Would you transcribe the listing that follows, character for character, and omit its images?
##### SUPPLIED INFORMATION #####
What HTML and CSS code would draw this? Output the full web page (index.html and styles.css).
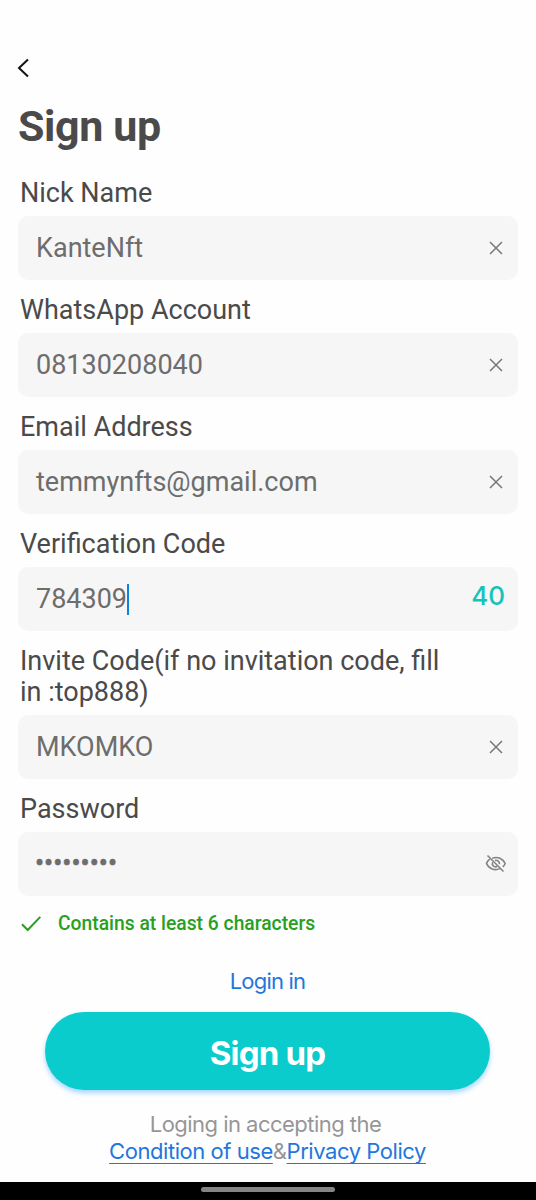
FILE: index.html
```html
<!DOCTYPE html>
<html lang="en">
<head>
    <meta charset="UTF-8">
    <meta name="viewport" content="width=device-width, initial-scale=1.0">
    <title>Sign up</title>
    <link rel="stylesheet" href="styles.css">
</head>
<body>
    <header class="header">
        <svg class="back" width="14" height="20" viewBox="0 0 14 20">
            <path d="M11 1.5L2 10L11 18.5"/>
        </svg>
        <h1>Sign up</h1>
    </header>
    <main class="form">
        <div class="field">
            <div class="label">Nick Name</div>
            <div class="input">
                <span class="value">KanteNft</span>
                <svg class="clear" width="14" height="14" viewBox="0 0 14 14"><path d="M1 1L13 13M13 1L1 13"/></svg>
            </div>
        </div>
        <div class="field">
            <div class="label">WhatsApp Account</div>
            <div class="input">
                <span class="value">08130208040</span>
                <svg class="clear" width="14" height="14" viewBox="0 0 14 14"><path d="M1 1L13 13M13 1L1 13"/></svg>
            </div>
        </div>
        <div class="field">
            <div class="label">Email Address</div>
            <div class="input">
                <span class="value">temmynfts@gmail.com</span>
                <svg class="clear" width="14" height="14" viewBox="0 0 14 14"><path d="M1 1L13 13M13 1L1 13"/></svg>
            </div>
        </div>
        <div class="field">
            <div class="label">Verification Code</div>
            <div class="input">
                <span class="value">784309</span>
                <span class="caret"></span>
                <span class="timer">40</span>
            </div>
        </div>
        <div class="field">
            <div class="label">Invite Code(if no invitation code, fill<br>in :top888)</div>
            <div class="input">
                <span class="value">MKOMKO</span>
                <svg class="clear" width="14" height="14" viewBox="0 0 14 14"><path d="M1 1L13 13M13 1L1 13"/></svg>
            </div>
        </div>
        <div class="field">
            <div class="label">Password</div>
            <div class="input">
                <span class="value password">•••••••••</span>
                <svg class="eye" width="22" height="20" viewBox="0 0 22 20">
                    <path d="M7.3 4.2C12.8 2.2 17.8 4.8 20.2 9.5C19.6 10.8 18.8 11.9 17.8 12.8"/>
                    <path d="M4.8 5.2C3.4 6.3 2.2 7.7 1.5 9.5C4 15 9.8 17 14.9 14.6"/>
                    <path d="M10 6.4C12.6 5.8 14.8 7.6 14.4 10.2M7.6 8.3C6.5 11.4 9.2 13.7 12.2 12.6"/>
                    <path d="M2.5 1.5L18.5 17.5"/>
                </svg>
            </div>
        </div>
        <div class="hint">
            <svg width="22" height="18" viewBox="0 0 22 18"><path d="M2 9.2L7.7 15L20.3 1.9"/></svg>
            <span>Contains at least 6 characters</span>
        </div>
    </main>
    <footer class="footer">
        <a class="login">Login in</a>
        <button class="submit">Sign up</button>
        <div class="terms">
            <div class="accept">Loging in accepting the</div>
            <div class="links"><a>Condition of use</a>&amp;<a>Privacy Policy</a></div>
        </div>
    </footer>
    <div class="navbar">
        <div class="handle"></div>
    </div>
</body>
</html>
```
FILE: styles.css
```css
* {
    box-sizing: border-box;
}

body {
    display: flex;
    flex-direction: column;
    height: 1200px;
    margin: 0;
    background-color: #fefefe;
    font-family: Roboto, Arial, sans-serif;
    color: #4a4a4a;
}

svg {
    display: block;
    flex-shrink: 0;
    fill: none;
}

.header {
    padding: 58px 18px 0;
}

.back {
    margin-left: -1px;
    stroke: #111;
    stroke-width: 2;
}

h1 {
    margin: 22px 0 0;
    font-size: 43px;
    line-height: 52px;
    font-weight: 700;
    letter-spacing: -0.4px;
}

.form {
    padding: 26px 18px 0;
}

.field {
    margin-bottom: 15px;
}

.label {
    padding-left: 2px;
    margin-bottom: 7px;
    font-size: 27px;
    line-height: 31px;
}

.input {
    display: flex;
    align-items: center;
    height: 64px;
    padding: 0 15px 0 18px;
    border-radius: 10px;
    background-color: #f6f6f6;
    font-size: 27px;
    color: #6d6d6d;
}

.clear {
    margin-left: auto;
    stroke: #777;
    stroke-width: 1.5;
}

.caret {
    width: 2px;
    height: 31px;
    background-color: #0a84d8;
}

.timer {
    margin: -7px -2px 0 auto;
    font-family: Inter, sans-serif;
    font-size: 26px;
    font-weight: 500;
    color: #12c4bc;
}

.password {
    margin: -2px 0 0 -1px;
    -webkit-text-stroke: 0.6px #6d6d6d;
}

.eye {
    margin: 0 -4px 0 auto;
    stroke: #828282;
    stroke-width: 1.6;
}

.hint {
    display: flex;
    align-items: center;
    gap: 16px;
    margin-top: -1px;
    padding-left: 2px;
    font-size: 19.3px;
    line-height: 27px;
    font-weight: 500;
    color: #28a01e;
}

.hint svg {
    stroke: #28a01e;
    stroke-width: 2;
}

.footer {
    display: flex;
    flex-direction: column;
    align-items: center;
    padding: 30px 1px 0 0;
    font-family: Inter, sans-serif;
}

.login {
    font-size: 22px;
    line-height: 28px;
    letter-spacing: -0.8px;
    color: #2277dd;
}

.submit {
    width: 445px;
    height: 78px;
    margin-top: 17px;
    padding: 3px 0 0;
    border: none;
    border-radius: 39px;
    background-color: #0bcccc;
    box-shadow: 0 3px 5px rgba(80, 175, 255, 0.5);
    font-family: Inter, sans-serif;
    font-size: 33px;
    font-weight: 700;
    letter-spacing: -0.8px;
    color: #fff;
}

.terms {
    margin-top: 21px;
    font-size: 22px;
    line-height: 27px;
    letter-spacing: -0.45px;
    text-align: center;
    color: #969696;
}

.accept {
    padding-right: 4px;
    letter-spacing: -0.53px;
}

.terms a {
    color: #2277dd;
    text-decoration: underline;
    text-decoration-thickness: 1px;
    text-underline-offset: 4px;
    text-decoration-skip-ink: none;
}

.navbar {
    display: flex;
    justify-content: center;
    height: 18px;
    margin-top: auto;
    padding-top: 5px;
    background-color: #000;
}

.handle {
    width: 134px;
    height: 5px;
    border-radius: 3px;
    background-color: #858585;
}
```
#####
● **FINAL RESULT**
What HTML and CSS code would draw this? Output the full web page (index.html and styles.css).
FILE: index.html
```html
<!DOCTYPE html>
<html lang="en">
<head>
    <meta charset="UTF-8">
    <meta name="viewport" content="width=device-width, initial-scale=1.0">
    <title>Sign up</title>
    <link rel="stylesheet" href="styles.css">
</head>
<body>
    <header class="header">
        <svg class="back" width="14" height="20" viewBox="0 0 14 20">
            <path d="M11 1.5L2 10L11 18.5"/>
        </svg>
        <h1>Sign up</h1>
    </header>
    <main class="form">
        <div class="field">
            <div class="label">Nick Name</div>
            <div class="input">
                <span class="value">KanteNft</span>
                <svg class="clear" width="14" height="14" viewBox="0 0 14 14"><path d="M1 1L13 13M13 1L1 13"/></svg>
            </div>
        </div>
        <div class="field">
            <div class="label">WhatsApp Account</div>
            <div class="input">
                <span class="value">08130208040</span>
                <svg class="clear" width="14" height="14" viewBox="0 0 14 14"><path d="M1 1L13 13M13 1L1 13"/></svg>
            </div>
        </div>
        <div class="field">
            <div class="label">Email Address</div>
            <div class="input">
                <span class="value">temmynfts@gmail.com</span>
                <svg class="clear" width="14" height="14" viewBox="0 0 14 14"><path d="M1 1L13 13M13 1L1 13"/></svg>
            </div>
        </div>
        <div class="field">
            <div class="label">Verification Code</div>
            <div class="input">
                <span class="value">784309</span>
                <span class="caret"></span>
                <span class="timer">40</span>
            </div>
        </div>
        <div class="field">
            <div class="label">Invite Code(if no invitation code, fill<br>in :top888)</div>
            <div class="input">
                <span class="value">MKOMKO</span>
                <svg class="clear" width="14" height="14" viewBox="0 0 14 14"><path d="M1 1L13 13M13 1L1 13"/></svg>
            </div>
        </div>
        <div class="field">
            <div class="label">Password</div>
            <div class="input">
                <span class="value password">•••••••••</span>
                <svg class="eye" width="22" height="20" viewBox="0 0 22 20">
                    <path d="M7.3 4.2C12.8 2.2 17.8 4.8 20.2 9.5C19.6 10.8 18.8 11.9 17.8 12.8"/>
                    <path d="M4.8 5.2C3.4 6.3 2.2 7.7 1.5 9.5C4 15 9.8 17 14.9 14.6"/>
                    <path d="M10 6.4C12.6 5.8 14.8 7.6 14.4 10.2M7.6 8.3C6.5 11.4 9.2 13.7 12.2 12.6"/>
                    <path d="M2.5 1.5L18.5 17.5"/>
                </svg>
            </div>
        </div>
        <div class="hint">
            <svg width="22" height="18" viewBox="0 0 22 18"><path d="M2 9.2L7.7 15L20.3 1.9"/></svg>
            <span>Contains at least 6 characters</span>
        </div>
    </main>
    <footer class="footer">
        <a class="login">Login in</a>
        <button class="submit">Sign up</button>
        <div class="terms">
            <div class="accept">Loging in accepting the</div>
            <div class="links"><a>Condition of use</a>&amp;<a>Privacy Policy</a></div>
        </div>
    </footer>
    <div class="navbar">
        <div class="handle"></div>
    </div>
</body>
</html>
```
FILE: styles.css
```css
* {
    box-sizing: border-box;
}

body {
    display: flex;
    flex-direction: column;
    height: 1200px;
    margin: 0;
    background-color: #fefefe;
    font-family: Roboto, Arial, sans-serif;
    color: #4a4a4a;
}

svg {
    display: block;
    flex-shrink: 0;
    fill: none;
}

.header {
    padding: 58px 18px 0;
}

.back {
    margin-left: -1px;
    stroke: #111;
    stroke-width: 2;
}

h1 {
    margin: 22px 0 0;
    font-size: 43px;
    line-height: 52px;
    font-weight: 700;
    letter-spacing: -0.4px;
}

.form {
    padding: 26px 18px 0;
}

.field {
    margin-bottom: 15px;
}

.label {
    padding-left: 2px;
    margin-bottom: 7px;
    font-size: 27px;
    line-height: 31px;
}

.input {
    display: flex;
    align-items: center;
    height: 64px;
    padding: 0 15px 0 18px;
    border-radius: 10px;
    background-color: #f6f6f6;
    font-size: 27px;
    color: #6d6d6d;
}

.clear {
    margin-left: auto;
    stroke: #777;
    stroke-width: 1.5;
}

.caret {
    width: 2px;
    height: 31px;
    background-color: #0a84d8;
}

.timer {
    margin: -7px -2px 0 auto;
    font-family: Inter, sans-serif;
    font-size: 26px;
    font-weight: 500;
    color: #12c4bc;
}

.password {
    margin: -2px 0 0 -1px;
    -webkit-text-stroke: 0.6px #6d6d6d;
}

.eye {
    margin: 0 -4px 0 auto;
    stroke: #828282;
    stroke-width: 1.6;
}

.hint {
    display: flex;
    align-items: center;
    gap: 16px;
    margin-top: -1px;
    padding-left: 2px;
    font-size: 19.3px;
    line-height: 27px;
    font-weight: 500;
    color: #28a01e;
}

.hint svg {
    stroke: #28a01e;
    stroke-width: 2;
}

.footer {
    display: flex;
    flex-direction: column;
    align-items: center;
    padding: 30px 1px 0 0;
    font-family: Inter, sans-serif;
}

.login {
    font-size: 22px;
    line-height: 28px;
    letter-spacing: -0.8px;
    color: #2277dd;
}

.submit {
    width: 445px;
    height: 78px;
    margin-top: 17px;
    padding: 3px 0 0;
    border: none;
    border-radius: 39px;
    background-color: #0bcccc;
    box-shadow: 0 3px 5px rgba(80, 175, 255, 0.5);
    font-family: Inter, sans-serif;
    font-size: 33px;
    font-weight: 700;
    letter-spacing: -0.8px;
    color: #fff;
}

.terms {
    margin-top: 21px;
    font-size: 22px;
    line-height: 27px;
    letter-spacing: -0.45px;
    text-align: center;
    color: #969696;
}

.accept {
    padding-right: 4px;
    letter-spacing: -0.53px;
}

.terms a {
    color: #2277dd;
    text-decoration: underline;
    text-decoration-thickness: 1px;
    text-underline-offset: 4px;
    text-decoration-skip-ink: none;
}

.navbar {
    display: flex;
    justify-content: center;
    height: 18px;
    margin-top: auto;
    padding-top: 5px;
    background-color: #000;
}

.handle {
    width: 134px;
    height: 5px;
    border-radius: 3px;
    background-color: #858585;
}
```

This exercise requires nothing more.